(begin)

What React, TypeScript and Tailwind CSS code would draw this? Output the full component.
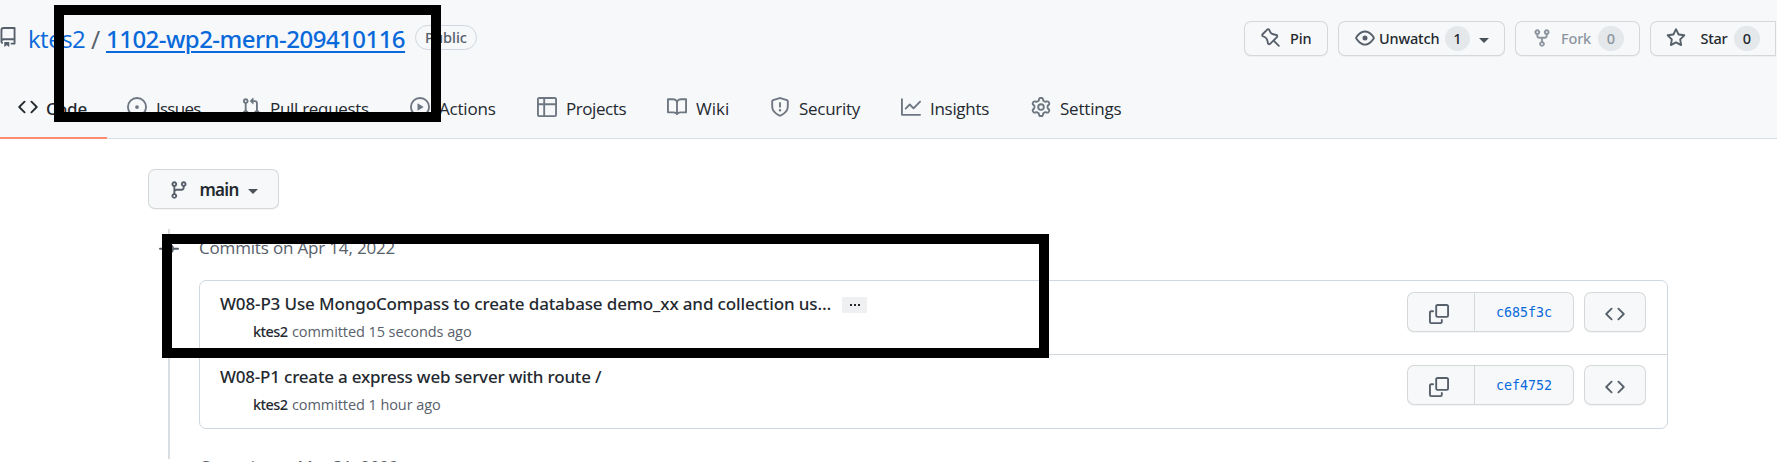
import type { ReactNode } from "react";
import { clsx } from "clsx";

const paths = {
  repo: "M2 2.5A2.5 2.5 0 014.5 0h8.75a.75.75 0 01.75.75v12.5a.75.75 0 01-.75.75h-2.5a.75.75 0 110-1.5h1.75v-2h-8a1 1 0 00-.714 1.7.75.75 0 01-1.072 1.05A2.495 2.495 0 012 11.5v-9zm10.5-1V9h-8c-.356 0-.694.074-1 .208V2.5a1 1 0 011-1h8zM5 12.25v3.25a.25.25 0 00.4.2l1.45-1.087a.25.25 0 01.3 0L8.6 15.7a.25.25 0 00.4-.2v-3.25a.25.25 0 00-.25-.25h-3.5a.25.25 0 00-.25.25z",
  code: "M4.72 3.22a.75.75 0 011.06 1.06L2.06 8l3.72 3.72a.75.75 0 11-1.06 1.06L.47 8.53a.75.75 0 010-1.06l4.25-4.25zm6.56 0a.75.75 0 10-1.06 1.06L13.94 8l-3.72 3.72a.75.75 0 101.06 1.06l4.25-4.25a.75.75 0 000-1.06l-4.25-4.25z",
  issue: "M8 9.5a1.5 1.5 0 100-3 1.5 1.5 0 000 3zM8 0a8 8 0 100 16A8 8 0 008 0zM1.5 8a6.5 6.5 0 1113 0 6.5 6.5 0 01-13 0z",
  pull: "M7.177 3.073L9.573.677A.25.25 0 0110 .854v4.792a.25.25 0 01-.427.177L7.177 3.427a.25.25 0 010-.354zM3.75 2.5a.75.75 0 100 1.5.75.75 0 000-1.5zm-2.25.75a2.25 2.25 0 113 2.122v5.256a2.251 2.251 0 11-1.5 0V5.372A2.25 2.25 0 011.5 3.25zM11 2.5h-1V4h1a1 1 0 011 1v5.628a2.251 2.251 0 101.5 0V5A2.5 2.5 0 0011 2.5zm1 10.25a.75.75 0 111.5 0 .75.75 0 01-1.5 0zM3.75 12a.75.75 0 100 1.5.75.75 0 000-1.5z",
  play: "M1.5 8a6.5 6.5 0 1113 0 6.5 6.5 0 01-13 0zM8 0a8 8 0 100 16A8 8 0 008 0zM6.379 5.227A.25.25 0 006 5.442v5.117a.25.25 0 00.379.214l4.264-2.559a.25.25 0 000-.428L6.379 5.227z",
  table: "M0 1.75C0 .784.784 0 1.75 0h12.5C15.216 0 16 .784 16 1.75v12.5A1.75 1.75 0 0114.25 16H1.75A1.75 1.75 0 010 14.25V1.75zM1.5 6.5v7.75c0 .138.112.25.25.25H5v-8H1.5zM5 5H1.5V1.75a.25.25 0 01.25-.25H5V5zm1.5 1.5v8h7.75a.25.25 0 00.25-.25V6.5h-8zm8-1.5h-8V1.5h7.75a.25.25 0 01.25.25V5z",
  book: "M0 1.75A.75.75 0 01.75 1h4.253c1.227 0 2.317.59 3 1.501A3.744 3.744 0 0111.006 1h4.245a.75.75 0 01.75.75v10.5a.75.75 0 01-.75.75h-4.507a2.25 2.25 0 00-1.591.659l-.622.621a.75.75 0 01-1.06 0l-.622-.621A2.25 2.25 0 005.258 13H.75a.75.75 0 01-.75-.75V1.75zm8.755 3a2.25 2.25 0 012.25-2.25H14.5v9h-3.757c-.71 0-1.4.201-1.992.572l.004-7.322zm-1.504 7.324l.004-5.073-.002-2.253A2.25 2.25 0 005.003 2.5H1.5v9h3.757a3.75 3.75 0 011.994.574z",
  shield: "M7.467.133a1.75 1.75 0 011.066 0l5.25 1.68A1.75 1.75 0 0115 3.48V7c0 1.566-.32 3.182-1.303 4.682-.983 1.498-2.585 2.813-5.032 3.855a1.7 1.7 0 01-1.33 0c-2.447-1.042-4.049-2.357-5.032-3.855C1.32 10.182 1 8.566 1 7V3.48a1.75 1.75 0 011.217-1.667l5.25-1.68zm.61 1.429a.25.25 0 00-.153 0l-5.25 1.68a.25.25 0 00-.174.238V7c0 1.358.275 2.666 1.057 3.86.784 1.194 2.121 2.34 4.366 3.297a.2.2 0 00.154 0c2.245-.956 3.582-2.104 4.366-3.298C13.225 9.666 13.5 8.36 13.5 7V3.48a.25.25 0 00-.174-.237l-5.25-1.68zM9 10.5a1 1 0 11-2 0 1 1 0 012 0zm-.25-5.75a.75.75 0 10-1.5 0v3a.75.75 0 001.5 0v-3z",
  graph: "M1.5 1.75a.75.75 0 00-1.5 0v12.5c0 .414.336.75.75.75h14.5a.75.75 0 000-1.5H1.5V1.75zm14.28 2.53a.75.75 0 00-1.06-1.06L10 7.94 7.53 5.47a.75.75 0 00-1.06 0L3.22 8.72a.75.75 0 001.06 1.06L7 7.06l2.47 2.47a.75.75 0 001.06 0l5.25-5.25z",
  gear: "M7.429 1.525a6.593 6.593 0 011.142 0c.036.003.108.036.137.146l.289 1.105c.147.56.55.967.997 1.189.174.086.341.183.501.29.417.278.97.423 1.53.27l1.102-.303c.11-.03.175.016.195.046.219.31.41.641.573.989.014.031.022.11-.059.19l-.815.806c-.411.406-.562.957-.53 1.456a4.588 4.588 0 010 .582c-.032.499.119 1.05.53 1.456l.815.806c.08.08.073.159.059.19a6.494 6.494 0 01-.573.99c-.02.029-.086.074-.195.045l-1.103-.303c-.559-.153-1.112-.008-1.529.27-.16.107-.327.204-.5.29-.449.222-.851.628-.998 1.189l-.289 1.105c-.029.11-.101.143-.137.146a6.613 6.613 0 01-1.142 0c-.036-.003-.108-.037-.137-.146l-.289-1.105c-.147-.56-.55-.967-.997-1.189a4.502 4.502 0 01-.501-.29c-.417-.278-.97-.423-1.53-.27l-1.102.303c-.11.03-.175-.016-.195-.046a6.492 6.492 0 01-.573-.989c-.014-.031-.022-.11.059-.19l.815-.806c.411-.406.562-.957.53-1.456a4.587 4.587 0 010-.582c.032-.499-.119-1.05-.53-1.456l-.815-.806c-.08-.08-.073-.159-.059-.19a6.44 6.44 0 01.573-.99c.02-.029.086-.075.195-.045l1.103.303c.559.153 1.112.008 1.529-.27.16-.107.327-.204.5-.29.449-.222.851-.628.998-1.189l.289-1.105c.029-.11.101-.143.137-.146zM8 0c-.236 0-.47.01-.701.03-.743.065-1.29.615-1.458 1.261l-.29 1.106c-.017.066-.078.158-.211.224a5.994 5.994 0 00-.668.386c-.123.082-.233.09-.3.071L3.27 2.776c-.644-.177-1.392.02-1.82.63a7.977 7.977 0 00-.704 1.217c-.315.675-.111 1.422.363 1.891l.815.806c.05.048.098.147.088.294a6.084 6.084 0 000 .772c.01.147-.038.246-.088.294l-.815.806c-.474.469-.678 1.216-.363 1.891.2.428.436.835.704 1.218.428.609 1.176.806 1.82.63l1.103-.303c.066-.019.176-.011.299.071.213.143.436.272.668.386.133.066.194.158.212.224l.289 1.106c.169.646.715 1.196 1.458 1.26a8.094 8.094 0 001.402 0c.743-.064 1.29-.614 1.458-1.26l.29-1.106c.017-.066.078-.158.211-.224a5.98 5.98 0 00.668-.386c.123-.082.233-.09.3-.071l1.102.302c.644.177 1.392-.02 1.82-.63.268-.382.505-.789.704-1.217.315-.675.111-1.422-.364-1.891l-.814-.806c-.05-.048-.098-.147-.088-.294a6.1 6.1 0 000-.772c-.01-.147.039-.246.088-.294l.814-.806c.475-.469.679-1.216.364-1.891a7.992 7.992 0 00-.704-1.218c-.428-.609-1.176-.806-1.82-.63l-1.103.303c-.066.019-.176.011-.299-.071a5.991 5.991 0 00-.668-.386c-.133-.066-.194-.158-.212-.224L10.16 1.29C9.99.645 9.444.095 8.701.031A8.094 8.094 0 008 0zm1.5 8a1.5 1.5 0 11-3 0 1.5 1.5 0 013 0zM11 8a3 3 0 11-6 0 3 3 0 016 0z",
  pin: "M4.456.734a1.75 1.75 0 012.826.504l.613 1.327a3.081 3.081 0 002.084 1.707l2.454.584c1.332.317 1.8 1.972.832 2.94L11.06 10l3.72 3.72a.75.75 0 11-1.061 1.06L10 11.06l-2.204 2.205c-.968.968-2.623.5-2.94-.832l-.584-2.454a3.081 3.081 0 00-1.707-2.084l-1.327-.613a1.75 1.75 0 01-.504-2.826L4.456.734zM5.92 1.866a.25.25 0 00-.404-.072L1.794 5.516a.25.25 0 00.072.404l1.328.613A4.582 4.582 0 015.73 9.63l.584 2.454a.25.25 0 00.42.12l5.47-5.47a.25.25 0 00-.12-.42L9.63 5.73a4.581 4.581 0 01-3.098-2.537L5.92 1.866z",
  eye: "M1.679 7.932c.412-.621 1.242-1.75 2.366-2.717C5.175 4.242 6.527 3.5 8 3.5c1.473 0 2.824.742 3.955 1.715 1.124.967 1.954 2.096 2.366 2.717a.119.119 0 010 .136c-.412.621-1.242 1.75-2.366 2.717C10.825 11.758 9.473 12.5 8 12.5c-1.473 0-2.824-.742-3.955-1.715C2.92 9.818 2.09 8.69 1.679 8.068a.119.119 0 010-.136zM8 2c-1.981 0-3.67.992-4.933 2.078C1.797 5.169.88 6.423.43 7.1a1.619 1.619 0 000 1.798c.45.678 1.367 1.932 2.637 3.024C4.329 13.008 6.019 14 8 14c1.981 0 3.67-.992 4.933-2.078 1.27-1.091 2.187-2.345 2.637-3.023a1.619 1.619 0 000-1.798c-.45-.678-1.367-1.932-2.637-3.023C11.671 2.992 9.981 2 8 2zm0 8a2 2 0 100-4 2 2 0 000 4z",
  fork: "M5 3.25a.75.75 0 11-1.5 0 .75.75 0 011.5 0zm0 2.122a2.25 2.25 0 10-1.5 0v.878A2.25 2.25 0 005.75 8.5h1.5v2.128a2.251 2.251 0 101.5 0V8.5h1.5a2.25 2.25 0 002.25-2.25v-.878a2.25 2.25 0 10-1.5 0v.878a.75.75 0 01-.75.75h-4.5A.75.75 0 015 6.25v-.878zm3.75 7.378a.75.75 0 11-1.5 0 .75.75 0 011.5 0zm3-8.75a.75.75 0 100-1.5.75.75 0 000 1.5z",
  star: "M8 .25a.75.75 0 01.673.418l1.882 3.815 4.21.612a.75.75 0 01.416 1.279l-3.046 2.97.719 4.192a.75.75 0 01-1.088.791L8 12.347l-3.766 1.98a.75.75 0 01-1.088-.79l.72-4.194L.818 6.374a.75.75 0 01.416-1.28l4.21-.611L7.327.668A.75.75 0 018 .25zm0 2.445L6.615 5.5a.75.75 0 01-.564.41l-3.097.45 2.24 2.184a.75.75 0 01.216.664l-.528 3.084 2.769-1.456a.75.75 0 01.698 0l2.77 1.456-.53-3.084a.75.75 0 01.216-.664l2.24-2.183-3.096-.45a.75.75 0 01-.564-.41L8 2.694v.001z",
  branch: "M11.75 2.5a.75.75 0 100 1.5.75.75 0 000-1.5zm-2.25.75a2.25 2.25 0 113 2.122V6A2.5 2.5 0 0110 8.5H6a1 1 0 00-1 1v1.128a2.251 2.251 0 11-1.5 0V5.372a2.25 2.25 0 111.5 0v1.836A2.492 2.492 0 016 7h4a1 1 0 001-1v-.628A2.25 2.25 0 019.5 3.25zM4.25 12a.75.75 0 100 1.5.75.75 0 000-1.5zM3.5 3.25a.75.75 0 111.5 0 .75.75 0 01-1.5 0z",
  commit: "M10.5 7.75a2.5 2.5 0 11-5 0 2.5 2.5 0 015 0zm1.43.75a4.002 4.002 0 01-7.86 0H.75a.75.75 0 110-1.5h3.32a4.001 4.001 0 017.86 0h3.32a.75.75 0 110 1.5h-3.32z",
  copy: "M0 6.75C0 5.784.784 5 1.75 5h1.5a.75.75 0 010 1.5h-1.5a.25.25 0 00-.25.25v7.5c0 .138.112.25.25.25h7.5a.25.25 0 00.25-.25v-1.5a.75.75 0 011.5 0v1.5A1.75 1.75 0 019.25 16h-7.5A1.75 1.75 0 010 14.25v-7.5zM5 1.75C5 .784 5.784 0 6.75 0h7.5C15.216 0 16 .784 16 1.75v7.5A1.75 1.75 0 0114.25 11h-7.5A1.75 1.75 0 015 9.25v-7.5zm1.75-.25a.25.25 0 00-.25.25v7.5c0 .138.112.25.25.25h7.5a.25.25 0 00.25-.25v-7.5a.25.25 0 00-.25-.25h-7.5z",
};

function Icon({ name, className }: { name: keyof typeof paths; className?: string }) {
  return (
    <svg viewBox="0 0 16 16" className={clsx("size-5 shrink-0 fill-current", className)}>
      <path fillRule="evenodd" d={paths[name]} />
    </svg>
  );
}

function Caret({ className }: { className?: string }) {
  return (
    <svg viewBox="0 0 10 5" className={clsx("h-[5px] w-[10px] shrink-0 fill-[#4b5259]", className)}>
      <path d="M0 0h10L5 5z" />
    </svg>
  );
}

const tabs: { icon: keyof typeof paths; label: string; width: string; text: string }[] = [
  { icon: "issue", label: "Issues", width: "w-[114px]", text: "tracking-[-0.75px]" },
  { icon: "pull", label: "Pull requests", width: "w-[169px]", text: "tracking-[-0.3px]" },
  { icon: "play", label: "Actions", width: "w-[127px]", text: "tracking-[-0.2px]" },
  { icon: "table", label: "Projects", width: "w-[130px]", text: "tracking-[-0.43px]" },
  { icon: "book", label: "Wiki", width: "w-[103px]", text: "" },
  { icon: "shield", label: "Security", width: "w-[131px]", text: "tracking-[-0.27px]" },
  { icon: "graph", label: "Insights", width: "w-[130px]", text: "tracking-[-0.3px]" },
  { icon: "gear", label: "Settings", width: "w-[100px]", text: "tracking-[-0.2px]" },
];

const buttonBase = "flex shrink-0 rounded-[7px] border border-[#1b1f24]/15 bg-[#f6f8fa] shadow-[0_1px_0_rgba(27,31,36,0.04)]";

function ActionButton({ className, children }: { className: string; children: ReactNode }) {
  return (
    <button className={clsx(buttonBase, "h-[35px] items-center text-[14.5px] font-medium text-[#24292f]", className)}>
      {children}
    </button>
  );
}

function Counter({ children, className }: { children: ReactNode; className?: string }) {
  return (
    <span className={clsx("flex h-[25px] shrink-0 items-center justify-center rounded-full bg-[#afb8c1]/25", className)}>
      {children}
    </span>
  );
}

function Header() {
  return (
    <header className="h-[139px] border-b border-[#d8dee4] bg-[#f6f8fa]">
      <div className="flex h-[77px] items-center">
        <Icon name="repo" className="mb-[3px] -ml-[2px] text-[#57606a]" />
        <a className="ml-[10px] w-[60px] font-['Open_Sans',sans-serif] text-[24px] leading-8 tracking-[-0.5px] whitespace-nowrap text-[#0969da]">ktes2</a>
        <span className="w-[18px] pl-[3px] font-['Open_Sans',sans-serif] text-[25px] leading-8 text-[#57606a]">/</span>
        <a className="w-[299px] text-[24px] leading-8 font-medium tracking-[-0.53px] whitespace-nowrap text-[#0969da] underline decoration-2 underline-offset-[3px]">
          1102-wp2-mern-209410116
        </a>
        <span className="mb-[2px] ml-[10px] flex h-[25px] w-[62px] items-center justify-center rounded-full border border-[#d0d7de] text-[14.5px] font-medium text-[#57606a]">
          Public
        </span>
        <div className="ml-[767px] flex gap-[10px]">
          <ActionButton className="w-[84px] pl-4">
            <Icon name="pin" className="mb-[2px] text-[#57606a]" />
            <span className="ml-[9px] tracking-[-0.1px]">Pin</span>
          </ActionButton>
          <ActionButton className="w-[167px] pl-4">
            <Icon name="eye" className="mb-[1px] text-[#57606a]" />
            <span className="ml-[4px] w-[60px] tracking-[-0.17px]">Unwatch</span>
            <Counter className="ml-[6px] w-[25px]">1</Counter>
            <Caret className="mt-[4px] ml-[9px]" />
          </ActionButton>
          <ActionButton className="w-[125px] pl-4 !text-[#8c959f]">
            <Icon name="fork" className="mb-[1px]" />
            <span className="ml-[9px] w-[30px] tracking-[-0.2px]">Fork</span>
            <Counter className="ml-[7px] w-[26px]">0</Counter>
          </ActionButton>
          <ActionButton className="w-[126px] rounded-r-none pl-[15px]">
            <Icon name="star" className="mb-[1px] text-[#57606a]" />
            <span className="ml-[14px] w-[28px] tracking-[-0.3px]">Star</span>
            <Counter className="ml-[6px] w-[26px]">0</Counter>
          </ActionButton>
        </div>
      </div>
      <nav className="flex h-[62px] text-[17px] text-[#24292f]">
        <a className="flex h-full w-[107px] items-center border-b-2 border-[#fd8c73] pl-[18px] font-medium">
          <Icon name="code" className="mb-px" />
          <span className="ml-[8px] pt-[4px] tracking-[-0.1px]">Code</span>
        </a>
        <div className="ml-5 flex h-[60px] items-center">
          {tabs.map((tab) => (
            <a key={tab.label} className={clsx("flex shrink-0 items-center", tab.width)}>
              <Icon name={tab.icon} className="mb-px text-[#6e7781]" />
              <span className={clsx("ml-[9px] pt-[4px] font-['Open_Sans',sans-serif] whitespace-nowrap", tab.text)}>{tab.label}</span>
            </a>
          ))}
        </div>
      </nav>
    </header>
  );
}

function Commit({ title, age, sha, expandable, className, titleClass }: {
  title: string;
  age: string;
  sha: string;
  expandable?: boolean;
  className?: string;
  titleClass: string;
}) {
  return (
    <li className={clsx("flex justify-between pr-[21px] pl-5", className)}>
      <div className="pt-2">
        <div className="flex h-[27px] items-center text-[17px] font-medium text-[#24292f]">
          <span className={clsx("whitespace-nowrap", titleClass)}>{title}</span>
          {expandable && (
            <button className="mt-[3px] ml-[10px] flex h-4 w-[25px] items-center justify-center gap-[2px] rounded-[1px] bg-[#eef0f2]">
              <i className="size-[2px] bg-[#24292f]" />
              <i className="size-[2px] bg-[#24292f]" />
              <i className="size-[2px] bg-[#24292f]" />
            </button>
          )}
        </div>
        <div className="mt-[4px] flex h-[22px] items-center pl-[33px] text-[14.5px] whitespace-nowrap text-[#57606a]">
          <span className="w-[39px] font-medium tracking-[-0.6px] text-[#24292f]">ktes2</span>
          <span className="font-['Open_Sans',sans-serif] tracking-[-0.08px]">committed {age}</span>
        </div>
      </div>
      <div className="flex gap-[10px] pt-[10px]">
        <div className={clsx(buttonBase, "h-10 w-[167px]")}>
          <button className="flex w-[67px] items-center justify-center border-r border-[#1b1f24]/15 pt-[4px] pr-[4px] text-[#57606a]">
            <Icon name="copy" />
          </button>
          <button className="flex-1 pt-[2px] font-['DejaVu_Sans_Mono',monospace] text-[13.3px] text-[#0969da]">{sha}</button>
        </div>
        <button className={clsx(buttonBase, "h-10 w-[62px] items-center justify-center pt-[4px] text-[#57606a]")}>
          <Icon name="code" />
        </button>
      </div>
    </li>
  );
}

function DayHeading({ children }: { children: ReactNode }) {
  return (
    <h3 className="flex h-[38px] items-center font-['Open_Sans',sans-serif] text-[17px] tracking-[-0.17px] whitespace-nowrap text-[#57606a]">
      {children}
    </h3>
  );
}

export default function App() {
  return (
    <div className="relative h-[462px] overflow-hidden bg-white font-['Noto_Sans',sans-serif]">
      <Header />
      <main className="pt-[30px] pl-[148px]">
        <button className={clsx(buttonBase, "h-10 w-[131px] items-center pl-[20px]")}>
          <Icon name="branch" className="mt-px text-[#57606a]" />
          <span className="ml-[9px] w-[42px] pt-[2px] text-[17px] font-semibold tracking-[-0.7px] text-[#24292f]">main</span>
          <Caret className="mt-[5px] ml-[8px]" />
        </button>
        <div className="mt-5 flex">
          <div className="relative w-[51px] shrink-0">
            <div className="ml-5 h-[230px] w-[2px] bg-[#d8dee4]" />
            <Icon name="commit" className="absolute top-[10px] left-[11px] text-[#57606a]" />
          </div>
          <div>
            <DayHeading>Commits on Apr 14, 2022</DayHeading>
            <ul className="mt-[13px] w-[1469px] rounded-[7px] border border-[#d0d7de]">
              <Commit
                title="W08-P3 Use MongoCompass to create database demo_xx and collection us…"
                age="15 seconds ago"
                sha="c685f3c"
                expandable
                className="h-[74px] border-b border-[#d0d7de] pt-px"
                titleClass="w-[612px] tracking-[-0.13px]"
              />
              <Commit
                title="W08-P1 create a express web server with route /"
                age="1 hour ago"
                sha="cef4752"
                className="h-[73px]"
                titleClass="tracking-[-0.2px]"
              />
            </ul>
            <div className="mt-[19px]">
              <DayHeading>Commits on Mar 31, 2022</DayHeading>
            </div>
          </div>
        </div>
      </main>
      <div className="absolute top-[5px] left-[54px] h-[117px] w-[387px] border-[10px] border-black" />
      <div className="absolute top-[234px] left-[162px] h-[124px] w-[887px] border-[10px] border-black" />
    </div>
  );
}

(end)

Spot every line that holds "full" and copy it.

## RESULT OF THIS EXERCISE:
What React, TypeScript and Tailwind CSS code would draw this? Output the full component.
    <span className={clsx("flex h-[25px] shrink-0 items-center justify-center rounded-full bg-[#afb8c1]/25", className)}>
        <span className="mb-[2px] ml-[10px] flex h-[25px] w-[62px] items-center justify-center rounded-full border border-[#d0d7de] text-[14.5px] font-medium text-[#57606a]">
        <a className="flex h-full w-[107px] items-center border-b-2 border-[#fd8c73] pl-[18px] font-medium">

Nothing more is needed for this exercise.